India, Indonesia, Turkey, Brazil: Governments across the emerging world have been battling to contain the risks of a full-blown financial crisis as the hot money that poured in as a result of QE drains back out again. To some extent, it is not Bernanke’s job to worry about that and it will be left to the IMF to clear up the mess with loans if the worst does happen. As the events of 2008 and 2009 showed so clearly, the inevitable consequence of globalization is that causation flows every which way through the world economy.
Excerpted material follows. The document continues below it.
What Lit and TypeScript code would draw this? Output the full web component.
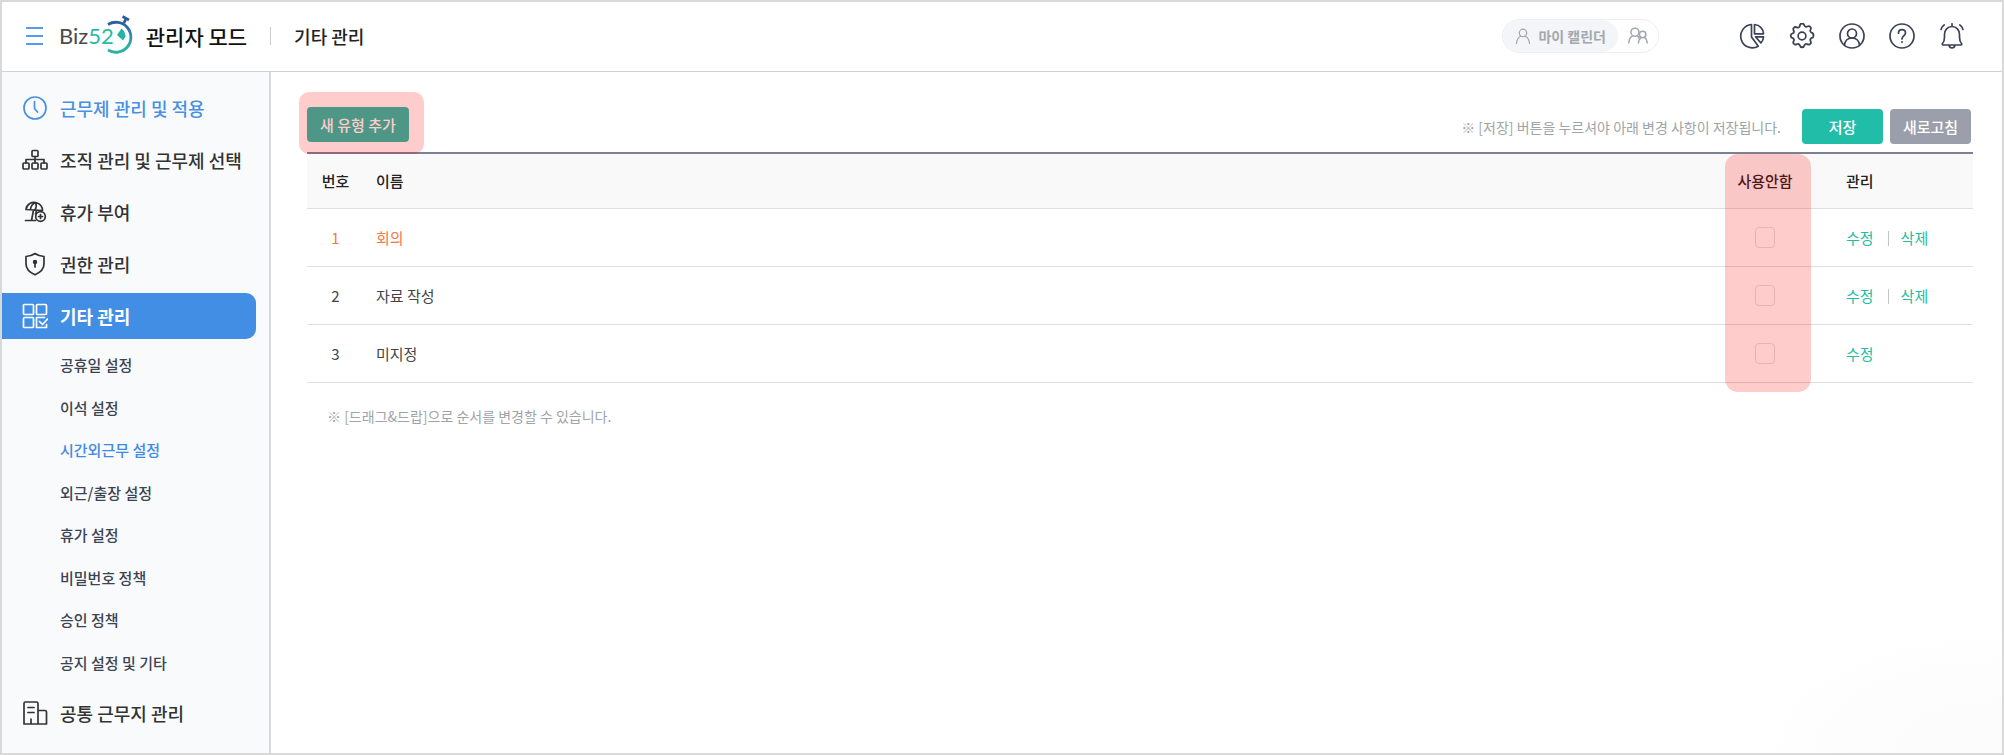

An isolated ripple or two in countries with specific, well-known challenges, such as India, might be containable (though devastating at home); a more widespread downturn among emerging economies would be likely to hit the US itself, potentially forcing the Fed to reverse course.
Bernanke’s successor is expected to be announced in the next couple of months. The frontrunner was once Larry Summers, the Ivy League professor who was a cheerleader for financial deregulation and had won US President Barack Obama’s support with his staunch defense of the president’s economic stimulus policies. However Summer’s withdrew from consideration for the post on Sunday.
For Bernanke, who built his reputation on studying the policy pitfalls that marked the runup to the Great Depression and the “lost decade” in Japan, it would be a neat swansong to announce the beginning of the end for QE, which he was instrumental in dragging out of the textbooks and into the real world.